La pièce-fleuve de la compagnie flamande De Koe est un tour de force drôle et touchant qui mélange faits privés et histoire avec un grand H de manière passionnante et inventive.
Les trois comédiens de la Compagnie De Koe construisent leur dernière pièce, Le Relèvement de l’Occident, sous forme de trilogie/triptyque – blanc, rouge, noir – avec une volonté de décrire de manière exhaustive l’histoire de la pensée et de l’art en Occident : rien que ça !
Cette pièce extrêmement bavarde et ironique réussit l’impossible, bien évidemment en nous mettant devant l’histoire de l’Occident d’une façon complètement détournée et surprenante.
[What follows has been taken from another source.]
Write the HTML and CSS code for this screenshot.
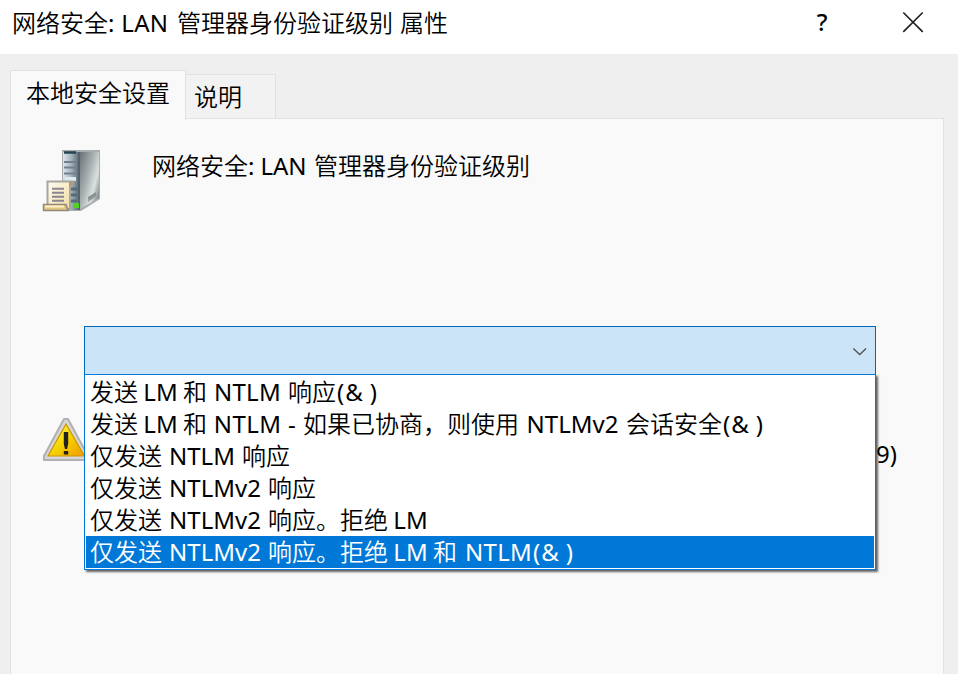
FILE: index.html
```html
<!DOCTYPE html>
<html lang="zh-CN">
<head>
<meta charset="utf-8">
<title>网络安全: LAN 管理器身份验证级别 属性</title>
<link rel="stylesheet" href="styles.css">
</head>
<body>
<div class="dialog">
  <header class="titlebar">
    <h1 class="title">网络安全<span class="run lan-title">: LAN </span>管理器身份验证级别<span class="run gap"> </span>属性</h1>
    <button class="help" aria-label="帮助">?</button>
    <button class="close" aria-label="关闭"><svg width="22" height="22" viewBox="0 0 22 22"><path d="M1.3 1.5 20.7 20.9M20.7 1.5 1.3 20.9" stroke="#222" stroke-width="1.7" fill="none"/></svg></button>
  </header>
  <nav class="tabs">
    <div class="tab active">本地安全设置</div>
    <div class="tab">说明</div>
  </nav>
  <main class="panel">
    <div class="policy">
      <svg class="server" width="60" height="64" viewBox="0 0 60 64">
        <defs>
          <linearGradient id="side" x1="0" y1="0" x2="1" y2=".8"><stop offset="0" stop-color="#697277"/><stop offset=".45" stop-color="#a8afb1"/><stop offset=".75" stop-color="#dce0e0"/><stop offset="1" stop-color="#7d8588"/></linearGradient>
          <linearGradient id="front" x1="0" y1="0" x2="1" y2="0"><stop offset="0" stop-color="#dce5ea"/><stop offset=".5" stop-color="#aab8c2"/><stop offset="1" stop-color="#627480"/></linearGradient>
          <linearGradient id="paper" x1="0" y1="0" x2="1" y2="1"><stop offset="0" stop-color="#fffdf2"/><stop offset="1" stop-color="#efd99c"/></linearGradient>
        </defs>
        <path d="M20 1H58V50L39 62H20Z" fill="#a8adaf"/>
        <path d="M38 3H57V49L38 60Z" fill="url(#side)"/>
        <path d="M21 3H36V61H21Z" fill="url(#front)"/>
        <path d="M37 3V61" stroke="#55626a" stroke-width="2"/>
        <path d="M22 3.5H34" stroke="#234353" stroke-width="2.5"/>
        <path d="M22 13H35M22 18.5H35M22 24.5H35" stroke="#71818b" stroke-width="2"/>
        <path d="M23 28H34V32H23Z" fill="#dceaf1"/>
        <path d="M28 40H35M28 46H35M28 52H35" stroke="#526c7b" stroke-width="3"/>
        <path d="M46 52 54 43V47L46 53ZM46 48 54 43V46L46 51Z" fill="#8b9293"/>
        <path d="M32 54H37V59H32Z" fill="#4ed321"/>
        <path d="M5.500 32.5H31L28 39V60H5.500Z" fill="url(#paper)" stroke="#a6a5a0" stroke-width="2"/>
        <path d="M27 33H30.500L28.500 38H27Z" fill="#bd9b5d"/>
        <path d="M10 39.800H22M10 43.800H22M10 47.800H22M10 51.800H22" stroke="#8b8591" stroke-width="2"/>
        <path d="M1.500 55.500H24L26 61.500H1.500Z" fill="#dfc681" stroke="#918a7c" stroke-width="1.5"/>
        <path d="M3 57.500H22" stroke="#fff0ca" stroke-width="2"/>
      </svg>
      <div class="policy-name">网络安全<span class="run lan-name">: LAN </span>管理器身份验证级别</div>
    </div>
    <div class="combo">
      <svg width="16" height="10" viewBox="0 0 16 10"><path d="m1.3 1.5 6.4 6 6.4-6" fill="none" stroke="#505050" stroke-width="1.3"/></svg>
      <ul class="list">
        <li>发送<span class="run w45">LM</span>和<span class="run w81">NTLM</span>响应<span class="run amp">(<i>&amp;</i>)</span></li>
        <li>发送<span class="run w45">LM</span>和<span class="run w96">NTLM -</span>如果已协商，则使用<span class="run w107">NTLMv2</span>会话安全<span class="run amp">(<i>&amp;</i>)</span></li>
        <li>仅发送<span class="run w80">NTLM</span>响应</li>
        <li>仅发送<span class="run w106">NTLMv2</span>响应</li>
        <li>仅发送<span class="run w106">NTLMv2</span>响应。拒绝<span class="run w45">LM</span></li>
        <li class="selected">仅发送<span class="run w106">NTLMv2</span>响应。拒绝<span class="run w45">LM</span>和<span class="run w75">NTLM</span><span class="run amp">(<i>&amp;</i>)</span></li>
      </ul>
    </div>
    <div class="notice">
      <svg width="48" height="46" viewBox="0 0 48 46">
        <defs><linearGradient id="gold" x1="0" y1="0" x2="1" y2="1"><stop offset=".15" stop-color="#fff04b"/><stop offset=".5" stop-color="#f5d400"/><stop offset="1" stop-color="#f09a00"/></linearGradient></defs>
        <path d="M22 2H26L46 39V43H2V39Z" fill="#d7d7d7" stroke="#b1b1b1" stroke-width="2" stroke-linejoin="round"/>
        <path d="M24 7 42.500 39H6Z" fill="url(#gold)" stroke="#cf9300" stroke-width="1.2"/>
        <path d="M21.8 15H26.2V27L25 32H23L21.8 27Z" fill="#20221c"/><rect x="21.8" y="34" width="4.4" height="3.5" fill="#29220c"/>
      </svg>
      <span class="reference">9)</span>
    </div>
  </main>
</div>
</body>
</html>
```
FILE: styles.css
```css
* { box-sizing: border-box; }
body {
  margin: 0;
  overflow: hidden;
  background: #efefef;
  color: #000;
  font: 350 24px/32px "Noto Sans CJK SC", sans-serif;
}
.dialog { display: flex; flex-direction: column; width: 958px; height: 674px; }
.titlebar { display: flex; height: 54px; padding-left: 12px; background: #fff; flex: none; }
.title { width: 794px; margin: 6px 0 0; font: inherit; white-space: nowrap; }
button { border: 0; padding: 0; background: none; color: inherit; }
.help { width: 32px; height: 44px; font: 500 24px/44px "Noto Sans", sans-serif; }
.close { width: 22px; height: 22px; margin: 11px 0 0 64px; }
svg { display: block; flex: none; }
.tabs { display: flex; align-items: flex-end; height: 65px; padding-left: 10px; flex: none; }
.tab { width: 90px; height: 45px; padding: 5px 0 0 8px; border: 1px solid #e2e2e2; border-left: 0; border-bottom: 0; background: #f2f2f2; white-space: nowrap; }
.tab.active { z-index: 1; width: 176px; height: 50px; margin-bottom: -1px; padding: 5px 0 0 15px; border-left: 1px solid #e2e2e2; background: #f9f9f9; }
.panel { flex: 1; width: 934px; margin: -1px 0 0 10px; border: 1px solid #e2e2e2; border-bottom: 0; background: #f9f9f9; }
.policy { display: flex; height: 207px; padding: 30px 0 0 31px; }
.policy-name { margin: 0 0 0 50px; white-space: nowrap; }
.combo { position: relative; display: flex; align-items: center; justify-content: flex-end; width: 792px; height: 49px; margin-left: 73px; padding-right: 7px; border: 1px solid #0067b8; background: #cce4f7; }
.combo > svg { margin-top: 2px; }
.list { position: absolute; z-index: 2; left: -1px; top: 47px; width: 792px; height: 196px; margin: 0; padding: 1px; list-style: none; background: #fff; border: 1px solid #0078d7; box-shadow: 2px 2px 2px rgba(0,0,0,.6); }
.list li { height: 32px; padding-left: 4px; white-space: nowrap; line-height: 30px; }
.list .selected { background: #0078d7; color: #fff; }
.run { display: inline-block; font-family: "Noto Sans", sans-serif; font-weight: 400; line-height: 24px; text-align: center; white-space: pre; }
.lan-title { width: 69px; letter-spacing: .3px; text-align: left; }
.lan-name { width: 66px; letter-spacing: -.1px; text-align: left; }
.gap { width: 7px; }
.w45 { width: 45px; }
.w81 { width: 81px; letter-spacing: .3px; }
.w96 { width: 96px; letter-spacing: .4px; }
.w107 { width: 107px; }
.w80 { width: 80px; }
.w106 { width: 106px; }
.w75 { width: 75px; padding-left: 8px; letter-spacing: .3px; text-align: left; }
.amp { width: 46px; padding-left: 1px; text-align: left; }
.amp i { margin: 0 7px 0 1px; font-style: normal; }
.notice { display: flex; height: 48px; margin-top: 42px; padding-left: 31px; }
.reference { margin: 21px 0 0 786px; font-family: "Noto Sans", sans-serif; font-weight: 400; }
```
Les digressions perpétuelles constituent le centre du sujet, en sont le jus jubilatoire, dont le ton renvoie par exemple à l’hilarité et à la profondeur existentielle du flux de conscience de La Conscience de Zeno d’Italo Svevo.
Le blanc est l’histoire du commencement, entre petites anecdotes personnelles et remise à plat fraîche et humoristique de la difficulté de débuter une action.
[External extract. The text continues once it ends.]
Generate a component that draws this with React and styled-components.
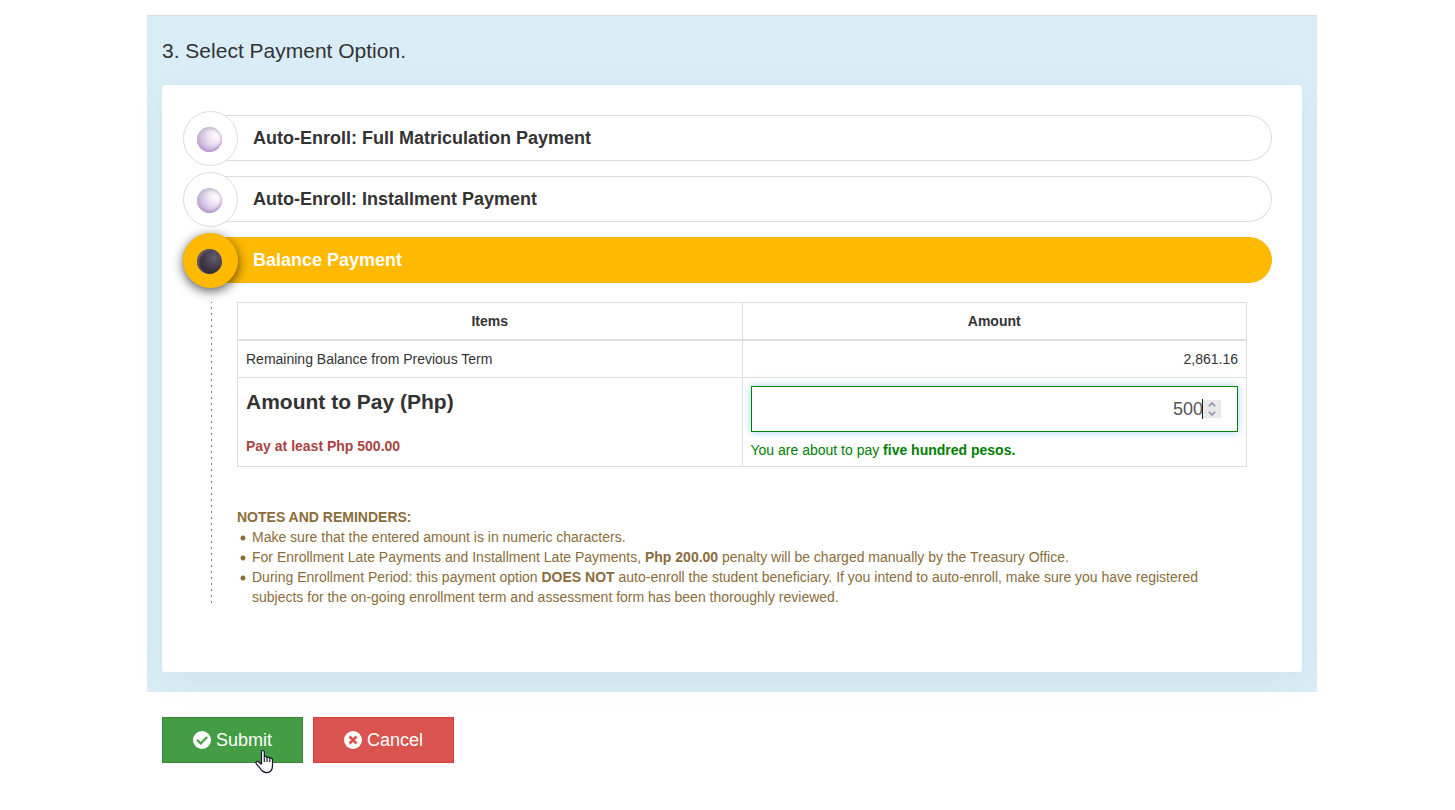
import React, { useState } from "react";
import styled, { createGlobalStyle } from "styled-components";

const GlobalStyle = createGlobalStyle`
  *, *::before, *::after { box-sizing: border-box; }
  body {
    margin: 0;
    background: #fff;
    color: #333;
    font: 14px/20px "Liberation Sans", Arial, sans-serif;
  }
`;

const Page = styled.form`
  padding: 15px 0 40px 9px;
`;

const Container = styled.div`
  max-width: 1170px;
  margin: 0 auto;
`;

const Panel = styled.section`
  padding: 23px 15px 20px;
  border-top: 1px solid #ddd;
  background: #d9edf7;
`;

const Heading = styled.h2`
  margin: 0 0 22px;
  font-size: 21px;
  line-height: 24px;
  font-weight: 400;
`;

const Card = styled.div`
  padding: 30px 30px 65px 21px;
  border-radius: 3px;
  background: #fff;
  box-shadow: 0 10px 40px rgba(0, 0, 0, 0.04);
`;

const Options = styled.div`
  display: flex;
  flex-direction: column;
  gap: 15px;
`;

const Option = styled.label`
  display: flex;
  align-items: center;
  gap: 15px;
  height: 46px;
  border: 1px solid ${(p) => (p.$active ? "#ffb900" : "#ddd")};
  border-left: 0;
  border-radius: 23px;
  background: ${(p) => (p.$active ? "#ffb900" : "#fff")};
  color: ${(p) => (p.$active ? "#fff" : "#333")};
  font-size: 18px;
  font-weight: 700;
  cursor: pointer;
`;

const Knob = styled.span`
  display: grid;
  place-items: center;
  flex: none;
  width: 55px;
  height: 55px;
  padding: 2px 2px 0 0;
  border: 1px solid ${(p) => (p.$active ? "#ffb900" : "#ddd")};
  border-radius: 50%;
  background: ${(p) => (p.$active ? "#ffb900" : "#fff")};
  box-shadow: ${(p) => (p.$active ? "0 3px 11px rgba(0, 0, 0, 0.65)" : "none")};
`;

const Ball = styled.input`
  appearance: none;
  width: 25px;
  height: 25px;
  margin: 0;
  border-radius: 50%;
  background: ${(p) =>
    p.checked
      ? "radial-gradient(circle at 68% 35%, #655e6b 0%, #43394b 45%, #2b2233 85%)"
      : "radial-gradient(circle at 75% 35%, #fff 0%, #eee4f4 30%, #c9b3dc 70%, #b08fd0 100%)"};
  box-shadow: ${(p) =>
    p.checked
      ? "inset 2px 1px 2px #6a626e"
      : "inset 1px 2px 3px #c3bfc8, inset 0 -2px 3px #b595d2"};
`;

const Details = styled.div`
  display: flex;
  gap: 25px;
  padding: 19px 25px 0 28px;
`;

const Guide = styled.div`
  flex: none;
  width: 1px;
  background: repeating-linear-gradient(#777 0 1px, transparent 1px 5px, #777 5px 6px);
`;

const Body = styled.div`
  flex: 1;
  min-width: 0;
`;

const Table = styled.table`
  width: 100%;
  margin-bottom: 40px;
  border: 1px solid #ddd;
  border-collapse: collapse;
  table-layout: fixed;
`;

const Th = styled.th`
  padding: 8px;
  border: 1px solid #ddd;
  border-bottom-width: 2px;
`;

const Td = styled.td`
  padding: ${(p) => (p.$entry ? "8px 8px 6px" : "8px")};
  border: 1px solid #ddd;
  text-align: ${(p) => p.$align || "left"};
  vertical-align: top;
`;

const AmountLabel = styled.label`
  display: block;
  margin: 4px 0 22px;
  font-size: 21px;
  line-height: 24px;
  font-weight: 700;
`;

const Minimum = styled.div`
  color: #a94442;
  font-weight: 700;
`;

const Field = styled.div`
  display: flex;
  align-items: center;
  height: 46px;
  padding: 0 16px;
  border: 1px solid #008000;
  background: #fff;
  box-shadow: 0 0 8px rgba(102, 175, 233, 0.6);
`;

const AmountInput = styled.input`
  flex: 1;
  min-width: 0;
  padding: 0;
  border: 0;
  outline: 0;
  background: transparent;
  color: #555;
  font: 18px/24px "Liberation Sans", Arial, sans-serif;
  text-align: right;
`;

const Caret = styled.span`
  width: 1px;
  height: 20px;
  margin-left: -1px;
  background: #222;
`;

const Stepper = styled.div`
  display: flex;
  flex-direction: column;
  width: 18px;
  height: 18px;
`;

const Step = styled.button`
  display: grid;
  place-items: center;
  flex: 1;
  min-height: 0;
  padding: 0;
  border: 0;
  background: #e9e9ed;
`;

const InWords = styled.div`
  margin-top: 8px;
  color: #008000;
`;

const Notes = styled.div`
  color: #8a6d3b;
`;

const NoteList = styled.ul`
  margin: 0;
  padding: 0;
  list-style: none;
`;

const Note = styled.li`
  padding-left: 15px;
  background: radial-gradient(circle, #8a6d3b 2px, transparent 3px) 3px 8px / 6px 6px no-repeat;
`;

const Actions = styled.div`
  display: flex;
  gap: 10px;
  padding: 25px 15px 0;
`;

const Action = styled.button`
  position: relative;
  display: flex;
  align-items: center;
  justify-content: center;
  gap: 5px;
  width: 141px;
  height: 46px;
  padding: 0;
  border: 1px solid ${(p) => (p.$danger ? "#d43f3a" : "#398439")};
  background: ${(p) => (p.$danger ? "#d9534f" : "#449d44")};
  color: #fff;
  font: 18px/24px "Liberation Sans", Arial, sans-serif;
  cursor: pointer;
`;

const Pointer = styled.svg`
  position: absolute;
  left: 92px;
  top: 31px;
`;

const choices = [
  "Auto-Enroll: Full Matriculation Payment",
  "Auto-Enroll: Installment Payment",
  "Balance Payment",
];

function Chevron({ down }) {
  return (
    <svg width="8" height="5" viewBox="0 0 8 5" fill="none" stroke="#8f8f9d" strokeWidth="1.5" aria-hidden="true">
      <path d={down ? "M.8.7 4 3.9 7.2.7" : "M.8 4.3 4 1.1 7.2 4.3"} />
    </svg>
  );
}

function StatusIcon({ cross }) {
  return (
    <svg width="18" height="18" viewBox="0 0 18 18" aria-hidden="true">
      <circle cx="9" cy="9" r="9" fill="#fff" />
      {cross ? (
        <path d="M5.5 5.5l7 7M12.5 5.5l-7 7" stroke="#d9534f" strokeWidth="2.7" />
      ) : (
        <path d="M4 8.8l3.8 3.7 6.4-6.5" fill="none" stroke="#449d44" strokeWidth="2" />
      )}
    </svg>
  );
}

export default function App() {
  const [selected, setSelected] = useState(2);
  const [amount, setAmount] = useState("500");
  const bump = (by) => setAmount(String(Math.max(500, Number(amount) + by)));

  return (
    <>
      <GlobalStyle />
      <Page onSubmit={(e) => e.preventDefault()}>
        <Container>
          <Panel>
            <Heading>3. Select Payment Option.</Heading>
            <Card>
              <Options>
                {choices.map((name, i) => (
                  <Option key={name} $active={i === selected}>
                    <Knob $active={i === selected}>
                      <Ball type="radio" name="option" checked={i === selected} onChange={() => setSelected(i)} />
                    </Knob>
                    {name}
                  </Option>
                ))}
              </Options>
              <Details>
                <Guide />
                <Body>
                  <Table>
                    <thead>
                      <tr>
                        <Th>Items</Th>
                        <Th>Amount</Th>
                      </tr>
                    </thead>
                    <tbody>
                      <tr>
                        <Td>Remaining Balance from Previous Term</Td>
                        <Td $align="right">2,861.16</Td>
                      </tr>
                      <tr>
                        <Td $entry>
                          <AmountLabel htmlFor="amount">Amount to Pay (Php)</AmountLabel>
                          <Minimum>Pay at least Php 500.00</Minimum>
                        </Td>
                        <Td $entry>
                          <Field>
                            <AmountInput
                              id="amount"
                              inputMode="numeric"
                              value={amount}
                              onChange={(e) => setAmount(e.target.value)}
                            />
                            <Caret />
                            <Stepper>
                              <Step type="button" aria-label="Increase" onClick={() => bump(1)}>
                                <Chevron />
                              </Step>
                              <Step type="button" aria-label="Decrease" onClick={() => bump(-1)}>
                                <Chevron down />
                              </Step>
                            </Stepper>
                          </Field>
                          <InWords>
                            You are about to pay <strong>five hundred pesos.</strong>
                          </InWords>
                        </Td>
                      </tr>
                    </tbody>
                  </Table>
                  <Notes>
                    <strong>NOTES AND REMINDERS:</strong>
                    <NoteList>
                      <Note>Make sure that the entered amount is in numeric characters.</Note>
                      <Note>
                        For Enrollment Late Payments and Installment Late Payments, <strong>Php 200.00</strong> penalty
                        will be charged manually by the Treasury Office.
                      </Note>
                      <Note>
                        During Enrollment Period: this payment option <strong>DOES NOT</strong> auto-enroll the student
                        beneficiary. If you intend to auto-enroll, make sure you have registered subjects for the
                        on-going enrollment term and assessment form has been thoroughly reviewed.
                      </Note>
                    </NoteList>
                  </Notes>
                </Body>
              </Details>
            </Card>
          </Panel>
          <Actions>
            <Action type="submit">
              <StatusIcon />
              Submit
              <Pointer width="20" height="25" viewBox="0 0 20 25" aria-hidden="true">
                <path
                  d="M6.5 15V3.2C6.5.9 9.3.9 9.3 3.2V8.5C9.5 6.9 12 7.1 12 9 12.4 7.5 14.7 7.9 14.8 9.7 15.3 8.5 17.5 8.9 17.5 10.8V16.5C17.5 20.5 15.6 23.6 11.8 23.6 8 23.6 6.4 21.8 4.8 18.9L1.2 14.6C.2 12.9 2.2 11.7 3.6 12.8L6.5 15.5"
                  fill="#fff"
                  stroke="#14142a"
                  strokeWidth="1.2"
                />
                <path d="M9.3 8.5V13M12 9V13M14.8 9.7V13" stroke="#14142a" strokeWidth="1.2" />
              </Pointer>
            </Action>
            <Action type="button" $danger>
              <StatusIcon cross />
              Cancel
            </Action>
          </Actions>
        </Container>
      </Page>
    </>
  );
}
Le rouge est la vie d’Elizabeth Taylor et de Richard Burton, de la jetset et de sa frivolité dramatique.
Le noir est la tentative folle et enthousiasmante de tout dire de la philosophie et de l’art modernes.
La parole des comédiens – incessante, tumultueuse, réjouissante – joue intelligemment avec les décors, les objets et les mouvements des artistes. La parole remplit l’espace et l’enrichit : les images deviennent réalité, la fantaisie peut se développer dans un dialogue inépuisable des esprits.
Le Relèvement de l’Occident est une pièce extrêmement méta-théâtrale, il ne pourrait pas être autrement, peut-être très post-moderne dans ses questionnements, ses références multiples, sa destruction du texte théâtral par un trop-plein de texte : tout donner en excès, tout détruire et faire exploser pour que de la démesure et de l’ironie qui la porte surgisse une vérité.